** begin **

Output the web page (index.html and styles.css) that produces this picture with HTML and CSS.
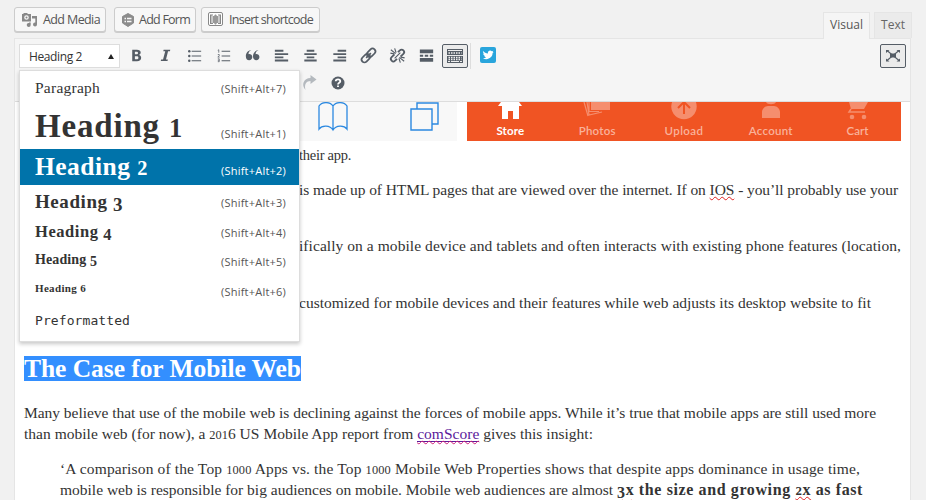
FILE: index.html
```
<!DOCTYPE html>
<html lang="en">
<head>
<meta charset="utf-8">
<title>Post editor</title>
<link rel="stylesheet" href="styles.css">
</head>
<body>
<div class="editor">
  <header class="top">
    <div class="media">
      <button class="btn b1"><svg width="16" height="16" viewBox="0 0 16 16"><path fill="#888" fill-rule="evenodd" d="M0 2h1.500V1h4v1H9v7.500H0zM4.500 3.200a2.300 2.300 0 1 0 0 4.600 2.300 2.300 0 0 0 0-4.600zM4.500 4.500a1 1 0 1 1 0 2 1 1 0 0 1 0-2z"/><path fill="#888" d="M10 4h5v8.500a2 2 0 1 1-1.700-2V6.500H10zM8.700 10.500V13a2 2 0 1 1-1.700-2v-.5z"/></svg><span class="fit" data-w="57">Add Media</span></button>
      <button class="btn b2"><svg width="14" height="16" viewBox="0 0 14 16"><path fill="#8c8c8c" stroke="#8c8c8c" stroke-linejoin="round" d="M7 1.500l5.500 3v6.500L7 14.500l-5.500-3.500V4.500z"/><path stroke="#f7f7f7" stroke-width="1.300" d="M3.500 6.500h1.500M6 6.500h4.500M3.500 9.500h1.500M6 9.500h4.500"/></svg><span class="fit" data-w="51">Add Form</span></button>
      <button class="btn b3"><svg width="15" height="15" viewBox="0 0 15 15"><rect x=".5" y=".5" width="14" height="13" rx="1.500" fill="#fff" stroke="#888"/><path fill="#888" d="M2 2.500h3v1H3.500v7.500H5v1H2zM10 2.500h3V12h-3v-1h1.500V3.500H10z"/><path fill="#999" d="M4.500 4h1.500l1-1.500h1L9 4h1.500v7H9l-1 1.500H7L6 11H4.500z"/></svg><span class="fit" data-w="84">Insert shortcode</span></button>
    </div>
    <div class="tabs"><div class="tab on">Visual</div><div class="tab">Text</div></div>
  </header>
  <section class="frame">
    <div class="toolbar">
      <div class="row">
        <div class="select"><span class="fit" data-w="53">Heading 2</span><i></i></div>
        <div class="icons">
          <span class="ic"><svg viewBox="0 0 20 20"><path fill-rule="evenodd" d="M5.500 4H10.500c2.300 0 3.900 1 3.900 2.900 0 1.300-.7 2.200-1.800 2.600 1.400.3 2.300 1.300 2.300 2.800 0 2.300-1.600 3.700-4.400 3.700h-5zM8.300 6v2.700h1.500c1.200 0 1.800-.5 1.800-1.400S11 6 9.800 6zM8.300 10.700V14h1.800c1.300 0 1.900-.6 1.900-1.700s-.7-1.600-2-1.600z"/></svg></span>
          <span class="ic"><svg viewBox="0 0 20 20"><path d="M8 4h7l-.3 1.600h-2L10.500 14.100h2l-.4 1.700H5l.4-1.700h2L9.700 5.600h-2z"/></svg></span>
          <span class="ic"><svg viewBox="0 0 20 20"><circle cx="4.500" cy="5.500" r="1.300"/><circle cx="4.500" cy="10.500" r="1.300"/><circle cx="4.500" cy="15.500" r="1.300"/><path d="M7 5h10v1H7zM7 10h10v1H7zM7 15h10v1H7z"/></svg></span>
          <span class="ic"><svg viewBox="0 0 20 20"><path fill="none" stroke="#555d66" stroke-width=".8" d="M4 4.500l1-.5v3M4 9h1.500v1.200L4 11.700h2M4 13.500h1.500v3H4M4 15h1.500"/><path d="M8 5h9v1H8zM8 10h9v1H8zM8 15h9v1H8z"/></svg></span>
          <span class="ic"><svg viewBox="0 0 20 20"><path d="M8.800 4.300C6.500 5.500 5.700 7 5.800 8.600c2-.4 4 .9 4 3 0 1.900-1.400 3.400-3.300 3.400-2.200 0-3.500-1.700-3.500-4.200 0-3.500 2.200-6 5.800-6.500zM16.300 4.300C14 5.500 13.200 7 13.300 8.600c2-.4 4 .9 4 3 0 1.900-1.400 3.400-3.300 3.400-2.200 0-3.500-1.700-3.500-4.200 0-3.500 2.200-6 5.800-6.500z"/></svg></span>
          <span class="ic"><svg viewBox="0 0 20 20"><path d="M3 4h9v2H3zM3 7.500h14v2H3zM3 11h9v2H3zM3 14.300h14v2H3z"/></svg></span>
          <span class="ic"><svg viewBox="0 0 20 20"><path d="M6 4h8v2H6zM3.500 7.500h13v2h-13zM6 11h8v2H6zM3.500 14.300h13v2h-13z"/></svg></span>
          <span class="ic"><svg viewBox="0 0 20 20"><path d="M8 4h9v2H8zM3.500 7.500H17v2H3.500zM8 11h9v2H8zM3.500 14.300H17v2H3.500z"/></svg></span>
          <span class="ic"><svg viewBox="0 0 20 20"><g fill="none" stroke="#555d66" stroke-width="1.800" transform="rotate(-45 10 10)"><rect x="1" y="7" width="10" height="6" rx="3"/><rect x="9" y="7" width="10" height="6" rx="3"/><path d="M6.500 10h7"/></g></svg></span>
          <span class="ic"><svg viewBox="0 0 20 20"><g fill="none" stroke="#555d66" stroke-width="1.900"><path d="M10.500 6.500l2-2a2.600 2.600 0 0 1 3.700 3.700l-3 3M9.500 13.500l-2 2a2.600 2.600 0 0 1-3.700-3.700l3-3"/><path stroke-width="1.200" d="M3 4l5 4M7 2.500L8.500 7M2.500 7.500l4 .8M17 16l-5-4M13 17.500L11.500 13M17.500 12.500l-4-.8M7 13l6-6"/></g></svg></span>
          <span class="ic"><svg viewBox="0 0 20 20"><path d="M3 3.700h14v4H3zM3 9.200h3.500v2H3zM8.200 9.200h3.600v2H8.200zM13.500 9.200H17v2h-3.500zM3 12.700h14v4H3z"/></svg></span>
          <span class="ic active"><svg viewBox="0 0 20 20"><path d="M2 3h16v6H2zM2 10h16v7H2z"/><path fill="none" stroke="#eee" d="M3 4.500h14M3 15.500h2M6 15.500h8M15 15.500h2"/><path fill="none" stroke="#eee" stroke-width="1.300" stroke-dasharray="1.500 1" d="M3.500 7h13M3.500 11.500h13M3.500 13.500h13"/></svg></span>
        </div>
        <div class="sep"></div>
        <svg class="tw" width="16" height="16" viewBox="0 0 16 16"><rect width="16" height="16" rx="2" fill="#29a5dc"/><path fill="#fff" d="M3 4c1.300 1.500 3 2.300 4.900 2.400C7.500 4 10.300 2.700 11.800 4.300l1.600-.6-.9 1.400 1.200-.2-1.100 1.200c.1 4.700-5.300 7.700-9.700 5.100 1.300.1 2.400-.3 3.200-.9-1-.1-1.600-.7-1.900-1.500h.9C3.900 8.300 3.200 7.500 3.200 6.400l1 .2C3 5.700 2.800 5 3 4z"/></svg>
        <span class="full"><svg width="18" height="18" viewBox="0 0 18 18"><path fill="#555d66" d="M6 6.500h6v4H6zM2 3h3.500L2 6zM16 3v3l-3.500-3zM2 14.500v-3l3.500 3zM16 14.500h-3.500l3.500-3z"/><path stroke="#555d66" stroke-width="1.100" d="M3 3.500l12 10M15 3.500l-12 10"/></svg></span>
      </div>
      <div class="row second">
        <svg width="18" height="18" viewBox="0 0 18 18"><path fill="#b4b9be" d="M10.500 1l6 4.500-6 4.500V7C6.500 7 4 10 5.500 16 1 11 3.500 4 10.500 4z"/></svg>
        <svg width="16" height="16" viewBox="0 0 16 16"><circle cx="8" cy="8" r="6.500" fill="#555d66"/><path fill="none" stroke="#fff" stroke-width="1.800" d="M5.700 6.300C5.700 3.600 10.300 3.600 10.300 6.300 10.300 7.800 8 7.700 8 9.400M8 10.400v1.700"/></svg>
      </div>
    </div>
    <main class="content">
      <div class="shots">
        <div class="safari">
          <svg width="30" height="30" viewBox="0 0 30 30" fill="none" stroke="#2b88e0" stroke-width="1.300"><path d="M15 4C12-.5 4-.5 1 4v23c3-4 11-4 14 1 3-5 11-5 14-1V4C26-.5 18-.5 15 4zv24"/></svg>
          <svg width="30" height="30" viewBox="0 0 30 30" fill="none" stroke="#2b88e0" stroke-width="1.400"><path d="M1 7h21v21H1zM7 7V1h21v21h-6"/></svg>
        </div>
        <div class="appbar">
          <div class="app sel"><svg width="26" height="18" viewBox="0 0 26 18"><path fill="#fff" d="M4 0h18l3 4h-3v13h-6V9h-5v8H5V4H1z"/></svg><span class="fit" data-w="28">Store</span></div>
          <div class="app"><svg width="28" height="18" viewBox="0 0 28 18"><path fill="#f58e6e" d="M8 0h19v8H8z"/><path fill="none" stroke="#f58e6e" stroke-width="1.200" d="M6 0v9.500h10M4 0l2 13 13-3M1 0l4 14"/></svg><span class="fit" data-w="37">Photos</span></div>
          <div class="app"><svg width="26" height="18" viewBox="0 0 26 18"><circle cx="13" cy="4.500" r="12.700" fill="#f58e6e"/><path fill="none" stroke="#f05423" stroke-width="2" d="M13 12V1M7 6l6-6 6 6"/></svg><span class="fit" data-w="39">Upload</span></div>
          <div class="app"><svg width="18" height="18" viewBox="0 0 18 18"><path fill="#f58e6e" d="M4 0h10C13 3 5 3 4 0zM0 16v-6c0-3 3-6 6-6h6c3 0 6 3 6 6v6z"/></svg><span class="fit" data-w="44">Account</span></div>
          <div class="app"><svg width="22" height="18" viewBox="0 0 22 18"><path fill="#f58e6e" d="M2 0h19l-4 7H4z"/><path stroke="#f58e6e" stroke-width="1.500" fill="none" d="M4 7l-2 3h16"/><circle cx="5" cy="15" r="2.300" fill="#f58e6e"/><circle cx="17" cy="15" r="2.300" fill="#f58e6e"/></svg><span class="fit" data-w="22">Cart</span></div>
        </div>
      </div>
      <p class="part l1"><span class="fit" data-w="52">their app.</span></p>
      <p class="part l2"><span class="fit" data-w="599">is made up of HTML pages that are viewed over the internet. If on <u class="sp">IOS</u> - you’ll probably use your</span></p>
      <p class="part l3"><span class="fit" data-w="602">ifically on a mobile device and tablets and often interacts with existing phone features (location,</span></p>
      <p class="part l4"><span class="fit" data-w="572">customized for mobile devices and their features while web adjusts its desktop website to fit</span></p>
      <h2><span class="fit" data-w="277">The Case for Mobile Web</span></h2>
      <p><span class="fit" data-w="852">Many believe that use of the mobile web is declining against the forces of mobile apps. While it’s true that mobile apps are still used more</span><br>
      <span class="fit" data-w="569">than mobile web (for now), a <b class="os">201</b>6 US Mobile App report from <a class="sp">comScore</a> gives this insight:</span></p>
      <blockquote><span class="fit" data-w="800">‘A comparison of the Top <b class="os">1000</b> Apps vs. the Top <b class="os">1000</b> Mobile Web Properties shows that despite apps dominance in usage time,</span><br>
      <span class="fit" data-w="557">mobile web is responsible for big audiences on mobile. Mobile web audiences are almost </span><strong class="fit" data-w="246"><u class="sp"><b class="od">3</b>x</u> the size and growing <u class="sp"><b class="os">2</b>x</u> as fast</strong></blockquote>
    </main>
    <div class="menu">
      <div class="mi m0"><span class="fit" data-w="65">Paragraph</span><kbd class="fit" data-w="65">(Shift+Alt+7)</kbd></div>
      <div class="mi m1"><span class="fit" data-w="148">Heading <b class="os">1</b></span><kbd class="fit" data-w="65">(Shift+Alt+1)</kbd></div>
      <div class="mi m2"><span class="fit" data-w="113">Heading <b class="os">2</b></span><kbd class="fit" data-w="65">(Shift+Alt+2)</kbd></div>
      <div class="mi m3"><span class="fit" data-w="88">Heading <b class="od">3</b></span><kbd class="fit" data-w="65">(Shift+Alt+3)</kbd></div>
      <div class="mi m4"><span class="fit" data-w="77">Heading <b class="od">4</b></span><kbd class="fit" data-w="65">(Shift+Alt+4)</kbd></div>
      <div class="mi m5"><span class="fit" data-w="62">Heading <b class="od">5</b></span><kbd class="fit" data-w="65">(Shift+Alt+5)</kbd></div>
      <div class="mi m6"><span class="fit" data-w="51">Heading 6</span><kbd class="fit" data-w="65">(Shift+Alt+6)</kbd></div>
      <div class="mi m7"><span class="fit" data-w="95">Preformatted</span></div>
    </div>
  </section>
</div>
<script src="fit.js"></script>
</body>
</html>
```
FILE: styles.css
```
* { box-sizing: border-box; }
html, body { margin: 0; height: 500px; overflow: hidden; }
body { background: #f1f1f1; color: #333; font: 13px "Open Sans", sans-serif; }
svg { display: block; flex: none; }
.editor { padding: 0 14px; height: 500px; display: flex; flex-direction: column; }
.top { height: 38px; flex: none; display: flex; justify-content: space-between; }
.media { display: flex; padding-top: 7px; }
.btn { height: 25px; border: 1px solid #ccc; border-radius: 3px; background: #f7f7f7; box-shadow: 0 1px 0 #ccc; color: #555; font: 12.500px "Open Sans", sans-serif; padding: 0 0 0 7px; display: flex; align-items: center; gap: 5px; }
.b1 { width: 92px; margin-right: 8px; }
.b2 { width: 82px; margin-right: 5px; gap: 4px; padding-left: 6px; }
.b3 { width: 119px; gap: 6px; padding-left: 6px; }
.fit { display: inline-block; white-space: pre; }
.tabs { display: flex; align-items: flex-end; gap: 4px; }
.tab { height: 26px; width: 38px; border: 1px solid #e5e5e5; border-bottom: 0; background: #ebebeb; color: #666; font-size: 12px; line-height: 23px; text-align: center; }
.tab.on { width: 47px; height: 27px; margin-bottom: -1px; background: #f5f5f5; color: #555; position: relative; z-index: 2; }
.frame { position: relative; flex: 1; width: 897px; background: #fff; border: 1px solid #e5e5e5; border-bottom: 0; min-height: 0; }
.toolbar { height: 63px; background: #f5f5f5; border-bottom: 1px solid #ddd; padding: 5px 4px 0; }
.row { display: flex; align-items: flex-start; height: 24px; }
.select { width: 101px; height: 24px; border: 1px solid #ddd; background: #fff; display: flex; align-items: center; justify-content: space-between; padding: 0 5px 0 9px; font-size: 12px; }
.select i { border: 3.500px solid transparent; border-top: 0; border-bottom: 5px solid #222; }
.icons { display: flex; gap: 3px; margin-left: 3px; }
.ic { width: 26px; height: 24px; display: flex; align-items: center; justify-content: center; }
.ic svg { width: 19px; height: 19px; fill: #555d66; margin-bottom: 1px; }
.active { border: 1px solid #555d66; border-radius: 2px; background: #ebebeb; }
.active svg { width: 20px; height: 20px; margin: 0; }
.sep { width: 1px; height: 26px; background: #ddd; margin: -1px 9px 0 2px; }
.tw { margin-top: 3px; }
.full { margin-left: auto; width: 26px; height: 24px; border: 1px solid #555d66; border-radius: 2px; background: #ebebeb; display: flex; align-items: center; justify-content: center; }
.second { padding-left: 281px; margin-top: 3px; gap: 12px; align-items: center; }
.content { padding: 0 9px; font: 15.500px/21px "Liberation Serif", serif; }
.shots { display: flex; height: 39px; justify-content: space-between; }
.safari { width: 433px; background: #f8f8f8; display: flex; justify-content: flex-end; gap: 62px; padding-right: 17px; }
.appbar { width: 434px; background: #f05423; display: flex; justify-content: space-between; }
.app { width: 87px; display: flex; flex-direction: column; align-items: center; color: #f9b29b; font: 600 11.500px/15px Lato, sans-serif; }
.app svg { margin-bottom: 3px; }
.sel { color: #fff; font-weight: 700; }
p, h2, blockquote { margin: 0; }
.part { padding-left: 275px; height: 21px; }
.l1 { margin-top: 4px; font-size: 14.500px; }
.l2 { margin-top: 13px; }
.l3 { margin-top: 35px; }
.l4 { margin-top: 36px; }
h2 { margin: 43px 0 21px; height: 25px; font: bold 25.500px/25px "Liberation Serif", serif; color: #fff; }
h2 .fit { background: #338fff; }
blockquote { margin: 14px 0 0 36px; }
blockquote .fit { height: 21px; vertical-align: top; }
strong { font-size: 16px; }
.sp { text-decoration: underline wavy #e02020 1px; text-underline-offset: 1px; text-decoration-skip-ink: none; }
a.sp { color: #5b1a9b; border-bottom: 1px solid #5b1a9b; text-decoration-color: #d0207a; line-height: 14px; display: inline-block; }
.os { font-size: .8em; font-weight: inherit; line-height: 0; }
.od { font-weight: inherit; position: relative; top: .16em; line-height: 0; }
.menu { position: absolute; left: 4px; top: 31px; width: 281px; height: 272px; background: #fff; border: 1px solid #ddd; box-shadow: 0 2px 4px rgba(0,0,0,.22); padding-top: 2px; font-family: "Liberation Serif", serif; font-weight: bold; color: #333; }
.mi { display: flex; justify-content: space-between; padding: 0 13px 0 15px; align-items: center; }
.mi kbd { font: 11px/16px "Open Sans", sans-serif; color: #555; }
.m0 { height: 31px; font-size: 15.500px; font-weight: normal; }
.m0 > span { margin-top: -2px; }
.m1 { height: 45px; font-size: 33px; }
.m1 kbd { margin-top: 15px; }
.m2 { height: 36px; font-size: 25.500px; background: #0073aa; color: #fff; }
.m2 kbd { color: #fff; margin-top: 8px; }
.m3 { height: 33px; font-size: 19px; }
.m3 kbd { margin-top: 3px; }
.m4 { height: 28px; font-size: 16.500px; }
.m4 kbd { margin-top: 2px; }
.m5 { height: 27px; font-size: 14px; }
.m5 kbd { margin-top: 5px; }
.m6 { height: 31px; font-size: 11px; }
.m6 > span { margin-top: -2px; }
.m6 kbd { margin-top: 7px; }
.m7 { height: 33px; font: 13px "DejaVu Sans Mono", monospace; }
```
FILE: fit.js
```
// Spreads each text run over its set measure by adjusting the tracking.
document.querySelectorAll('.fit').forEach(function (el) {
  var gap = el.dataset.w - el.getBoundingClientRect().width;
  el.style.letterSpacing = (gap / el.textContent.length) + 'px';
});
```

** end **

Read the data above. Pull out each line in which the string "styles" appears.

Task answer
Output the web page (index.html and styles.css) that produces this picture with HTML and CSS.
<link rel="stylesheet" href="styles.css">
FILE: styles.css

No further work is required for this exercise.